Careers to start off as an SDR
Here are eight careers you can take up once you start off as an SDR:
If you drive on the consumption of data, then being a marketer is the ideal career path for you. As a marketer, you need to gain knowledge about your target audience, particularly what they want and hate. You can achieve this by collecting data from multiple sources and then analyzing it. That’s not enough, though; you also need to market your products to the target audience via emails, social media, SEO, SEM and whatnot.
If I were to make you understand the entire field of marketing, it would take a day. This is because the field is highly diverse and has many different roles in the department of product, advertising, branding and digital marketing.b The good news is that you can explore anything among them.
As a Customer Success Representative, you focus on retaining and expanding business with existing customers by delivering excellent service, support, and advice.
No, success reps aren’t the same as sales reps. While the former pays attention to high customer satisfaction and retention, the latter is responsible for closing deals. While good communication is essential in both fields, you can think that Customer Success Representatives serve a higher purpose, especially now. With the SaaS industry booming like no other, the demand for good Customer Success Representatives has skyrocketed.
It is said to be one of the fastest-growing jobs. As it should because companies have now realized that nothing beats a positive customer experience when it comes to retaining customers. You can improve your product 100x times, but if the customer was manhandled the first time, they won’t come back, making you lose oodles of easy revenue.
If you are not convinced that the above job is extremely important, note that a recent survey showed that 96% of customers don’t mind paying extra for better customer service.
If you decide to be a Customer Success Representative you won’t just spend your entire time helping and listening to customers, but you can also earn some extra commission. When you are working with the customer so closely, they welcome your opinions, giving you a chance to upsell and draw more revenue.
Ready to take your SDR skills to the next level? As an Account Executive, you’ll oversee customer accounts, conduct demos, and, most importantly, close deals to bring in new clients and revenue.
According to Glassdoor, the average base pay for an AE in the tech industry is over $80,000 annually, potentially earning over six figures with commissions and bonuses. So if you want to level up your sales career and bank account, becoming an AE might be the ticket.
In a channel sales role, you’re like the matchmaker of the business world, forging partnerships with third-party resellers and trusted advisors to achieve revenue goals.
As a Channel Sales Manager, you’ll work closely with partners to drive sales and help them implement effective strategies to meet sales quotas. With the right partners and a robust strategy, you can achieve growth and success while expanding your network of connections in the industry.
It’s a challenging but gratifying role where you can build long-lasting relationships and watch your hard work pay off in sales numbers.
Account managers are like the nurturing parents of the sales team.

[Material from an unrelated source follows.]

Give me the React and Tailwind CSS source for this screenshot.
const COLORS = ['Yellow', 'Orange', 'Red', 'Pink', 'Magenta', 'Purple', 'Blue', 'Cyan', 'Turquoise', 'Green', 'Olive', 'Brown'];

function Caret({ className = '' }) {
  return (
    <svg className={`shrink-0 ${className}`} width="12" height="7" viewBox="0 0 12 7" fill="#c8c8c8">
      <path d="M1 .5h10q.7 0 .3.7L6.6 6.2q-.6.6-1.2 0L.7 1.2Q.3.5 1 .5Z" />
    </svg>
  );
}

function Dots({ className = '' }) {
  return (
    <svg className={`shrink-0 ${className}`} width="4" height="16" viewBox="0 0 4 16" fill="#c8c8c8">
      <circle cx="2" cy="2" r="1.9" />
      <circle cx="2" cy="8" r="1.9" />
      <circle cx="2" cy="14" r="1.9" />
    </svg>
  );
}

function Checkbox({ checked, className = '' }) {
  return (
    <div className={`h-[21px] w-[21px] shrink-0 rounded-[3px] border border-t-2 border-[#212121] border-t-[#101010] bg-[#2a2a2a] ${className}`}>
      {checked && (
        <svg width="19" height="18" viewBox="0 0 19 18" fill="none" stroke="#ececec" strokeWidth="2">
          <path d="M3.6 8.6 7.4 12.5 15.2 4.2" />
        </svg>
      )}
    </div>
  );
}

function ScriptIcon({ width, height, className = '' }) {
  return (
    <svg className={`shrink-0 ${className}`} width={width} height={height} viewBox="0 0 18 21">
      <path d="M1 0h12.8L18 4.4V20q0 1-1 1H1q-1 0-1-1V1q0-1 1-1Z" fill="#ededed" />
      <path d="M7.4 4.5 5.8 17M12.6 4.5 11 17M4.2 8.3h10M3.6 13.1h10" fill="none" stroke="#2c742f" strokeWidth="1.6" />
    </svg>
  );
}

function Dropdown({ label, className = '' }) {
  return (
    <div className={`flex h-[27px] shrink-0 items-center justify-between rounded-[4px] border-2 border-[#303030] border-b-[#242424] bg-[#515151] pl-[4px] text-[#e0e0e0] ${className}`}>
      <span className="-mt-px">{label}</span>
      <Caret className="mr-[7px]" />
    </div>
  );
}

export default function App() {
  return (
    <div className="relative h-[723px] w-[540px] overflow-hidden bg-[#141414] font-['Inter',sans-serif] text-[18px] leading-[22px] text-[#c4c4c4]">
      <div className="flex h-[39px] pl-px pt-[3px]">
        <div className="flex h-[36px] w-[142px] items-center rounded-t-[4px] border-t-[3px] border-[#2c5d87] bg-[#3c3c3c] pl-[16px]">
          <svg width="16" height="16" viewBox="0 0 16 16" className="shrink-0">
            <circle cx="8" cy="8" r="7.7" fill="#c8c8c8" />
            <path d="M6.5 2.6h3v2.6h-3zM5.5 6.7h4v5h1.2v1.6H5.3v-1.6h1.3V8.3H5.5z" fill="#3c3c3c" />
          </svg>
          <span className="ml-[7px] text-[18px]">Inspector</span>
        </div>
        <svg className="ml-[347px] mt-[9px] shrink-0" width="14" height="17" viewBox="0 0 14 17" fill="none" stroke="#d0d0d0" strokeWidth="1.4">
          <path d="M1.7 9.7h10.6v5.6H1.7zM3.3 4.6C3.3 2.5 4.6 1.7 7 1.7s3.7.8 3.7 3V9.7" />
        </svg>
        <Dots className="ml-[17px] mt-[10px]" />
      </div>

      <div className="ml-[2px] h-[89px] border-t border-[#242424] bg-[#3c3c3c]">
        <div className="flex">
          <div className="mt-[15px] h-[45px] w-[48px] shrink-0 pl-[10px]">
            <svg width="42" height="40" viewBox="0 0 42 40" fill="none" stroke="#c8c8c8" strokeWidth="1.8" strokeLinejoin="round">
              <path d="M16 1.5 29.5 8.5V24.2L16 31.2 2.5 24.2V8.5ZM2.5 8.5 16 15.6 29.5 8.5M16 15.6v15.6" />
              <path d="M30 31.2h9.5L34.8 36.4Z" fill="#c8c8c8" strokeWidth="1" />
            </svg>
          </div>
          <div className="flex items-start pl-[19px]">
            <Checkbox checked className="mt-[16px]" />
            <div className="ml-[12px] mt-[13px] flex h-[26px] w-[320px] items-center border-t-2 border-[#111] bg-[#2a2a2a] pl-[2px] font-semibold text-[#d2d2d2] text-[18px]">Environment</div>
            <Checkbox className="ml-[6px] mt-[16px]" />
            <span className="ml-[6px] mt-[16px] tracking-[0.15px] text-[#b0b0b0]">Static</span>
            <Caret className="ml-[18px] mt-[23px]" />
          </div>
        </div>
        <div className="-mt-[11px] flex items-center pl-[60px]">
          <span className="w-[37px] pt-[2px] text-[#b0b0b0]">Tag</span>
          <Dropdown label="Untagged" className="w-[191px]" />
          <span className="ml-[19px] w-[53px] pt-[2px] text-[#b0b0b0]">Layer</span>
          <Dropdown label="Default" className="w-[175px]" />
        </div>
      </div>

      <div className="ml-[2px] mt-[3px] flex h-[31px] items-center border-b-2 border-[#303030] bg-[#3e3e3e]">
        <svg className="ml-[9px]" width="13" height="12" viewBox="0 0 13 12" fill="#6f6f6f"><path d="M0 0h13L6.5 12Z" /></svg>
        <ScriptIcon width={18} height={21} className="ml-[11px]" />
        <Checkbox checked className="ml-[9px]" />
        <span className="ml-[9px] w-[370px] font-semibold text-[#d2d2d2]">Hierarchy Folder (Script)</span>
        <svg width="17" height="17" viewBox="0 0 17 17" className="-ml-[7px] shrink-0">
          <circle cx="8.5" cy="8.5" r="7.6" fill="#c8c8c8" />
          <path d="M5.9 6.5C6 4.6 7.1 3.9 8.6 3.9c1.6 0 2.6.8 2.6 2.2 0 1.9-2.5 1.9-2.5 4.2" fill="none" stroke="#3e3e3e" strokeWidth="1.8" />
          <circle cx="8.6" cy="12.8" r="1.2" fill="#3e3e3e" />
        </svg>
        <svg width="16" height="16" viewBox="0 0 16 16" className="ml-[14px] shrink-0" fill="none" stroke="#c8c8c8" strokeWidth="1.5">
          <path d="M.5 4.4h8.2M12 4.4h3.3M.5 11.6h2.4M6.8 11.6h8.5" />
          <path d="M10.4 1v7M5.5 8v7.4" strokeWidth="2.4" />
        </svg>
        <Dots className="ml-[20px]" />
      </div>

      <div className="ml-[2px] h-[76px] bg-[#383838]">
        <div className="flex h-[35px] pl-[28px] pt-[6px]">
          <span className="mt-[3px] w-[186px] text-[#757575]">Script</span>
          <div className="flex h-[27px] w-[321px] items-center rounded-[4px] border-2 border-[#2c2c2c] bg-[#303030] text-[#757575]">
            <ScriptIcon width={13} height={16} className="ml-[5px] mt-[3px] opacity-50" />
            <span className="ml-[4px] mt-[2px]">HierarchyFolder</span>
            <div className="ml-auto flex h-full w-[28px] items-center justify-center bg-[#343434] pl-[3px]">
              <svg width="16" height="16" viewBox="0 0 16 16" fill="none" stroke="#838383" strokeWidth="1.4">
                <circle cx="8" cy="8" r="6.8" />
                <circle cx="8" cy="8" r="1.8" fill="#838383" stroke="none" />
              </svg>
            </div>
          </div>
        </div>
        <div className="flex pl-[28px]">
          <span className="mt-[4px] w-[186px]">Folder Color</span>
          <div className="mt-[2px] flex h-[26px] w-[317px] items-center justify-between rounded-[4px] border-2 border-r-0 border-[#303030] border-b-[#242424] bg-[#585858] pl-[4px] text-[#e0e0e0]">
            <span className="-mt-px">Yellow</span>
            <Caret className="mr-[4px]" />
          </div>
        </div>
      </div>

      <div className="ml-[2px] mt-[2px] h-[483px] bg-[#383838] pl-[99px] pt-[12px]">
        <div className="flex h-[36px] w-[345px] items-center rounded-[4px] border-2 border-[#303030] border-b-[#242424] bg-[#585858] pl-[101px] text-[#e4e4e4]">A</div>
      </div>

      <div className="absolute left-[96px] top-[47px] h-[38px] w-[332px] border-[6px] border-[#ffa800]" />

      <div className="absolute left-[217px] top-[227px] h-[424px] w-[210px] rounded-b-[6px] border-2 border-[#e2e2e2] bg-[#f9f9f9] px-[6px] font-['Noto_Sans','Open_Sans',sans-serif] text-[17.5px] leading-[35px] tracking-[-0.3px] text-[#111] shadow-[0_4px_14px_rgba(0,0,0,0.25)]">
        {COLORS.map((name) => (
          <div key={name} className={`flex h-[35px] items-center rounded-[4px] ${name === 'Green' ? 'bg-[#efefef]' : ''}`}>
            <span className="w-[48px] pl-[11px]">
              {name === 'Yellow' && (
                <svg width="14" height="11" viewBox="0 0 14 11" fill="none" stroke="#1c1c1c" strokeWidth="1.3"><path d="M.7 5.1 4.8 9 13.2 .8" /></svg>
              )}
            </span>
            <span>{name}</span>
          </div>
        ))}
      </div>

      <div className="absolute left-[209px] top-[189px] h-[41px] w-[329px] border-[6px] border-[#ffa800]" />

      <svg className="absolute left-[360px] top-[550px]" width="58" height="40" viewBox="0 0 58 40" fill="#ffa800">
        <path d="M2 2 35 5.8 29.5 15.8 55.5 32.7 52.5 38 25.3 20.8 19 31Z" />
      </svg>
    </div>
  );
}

They focus on expanding and enhancing relationships with top customers and ensuring they are satisfied with the products and services they have already purchased. Instead of hunting for new leads, account managers prefer working on existing accounts, building deeper relationships and increasing revenue through upselling and cross-selling.
Account management plays a crucial role in the success of a SaaS company, where customer retention is the most important activity. This is because it is easier to make revenue from existing customers than to go and search for new ones. Existing customers contribute the most to revenue generation, making the job of an Account Manager invaluable. For this reason, the position is one of the top most promising jobs in the US.
If you think you can excel at managing long-term relationships, can handle customers’ problems and query life, are a pro, and can put your customer’s needs above yours, then this job is definitely for you.
Sales operations are the foundation of any successful sales organization.
It involves streamlining processes, implementing new technologies and strategies, and supporting the sales team to ensure they can sell efficiently and effectively. McKinsey & Company found that sales operations could boost sales productivity by 30% and lower sales costs by 15%. Sales ops professionals analyze data, optimize sales processes, and provide insights to the sales team to help them close more deals.
Some critical sales operations responsibilities include sales forecasting, demographic research, pipeline management, and incentive compensation design.
Look at it this way, the sales operations team are the vitamins that your doctor prescribes you to take in order to increase your efficiency. Sales ops ensure that the current sales strategy is in line with the business objective. They do this by working closely with the sales leadership, enabling the sales team to achieve desired goals and meet targets.
Strategic Accounts is a sales role focusing on managing the company’s top-tier customers, called critical accounts. These customers bring in the most revenue and require more attention and customization.
Let us find out what a Strategic Accounts Manager actually does. If you decide to become one your role will include analyzing your customer’s plan for their business and the areas they wish to improve. You’ll do this by closely working with the customer and studying their knowledge of the business and also how they operate in the real world. On the basis of your analysis, you will develop a strategy that can help their business in the long term.
You won’t be a lone wolf here; apart from your team, you would be able to collaborate with the product development, marketing, and internals team. By doing so, you can help the product to improve as per the real-life requirement of customers. Also, your knowledge about the target customers can aid the marketing team’s plan.
The role is high paying and satisfying, however, there’s a big crowd in the waiting room as it’s highly competitive. So, make sure to stand out and show some of those SDR skills.
Sales training is an essential part of any sales team’s success.
It involves identifying skills gaps and creating educational materials and resources to help sales reps generate more closed deals. The ultimate goal is to improve the sales processes and outcomes. Sales training can come in many forms, including one-on-one coaching, peer group meetings, and certification programs.
Tailoring the training to the sales team’s needs and providing ongoing support and assistance as they implement the new strategies and skills is essential.
Continuing sales training increases win rates by 50%, according to a report by CSO Insights. This highlights the importance of investing in sales training for a business’s success.
Starting your career as an SDR would open multiple pathways for you. You won’t be stuck in the same boring job all your life. With the skills and experience in sales development, you open yourself to the possibility of exploring a ton of different fields. You can go into sales operations, sales training, account management and even channel sales with your experience. You are not just limited to the sales department, though, with your skills, you can fit in anywhere, be it operations or even HR. By starting your career as an SDR and being open to learning and diversifying opportunities, you can do just about anything.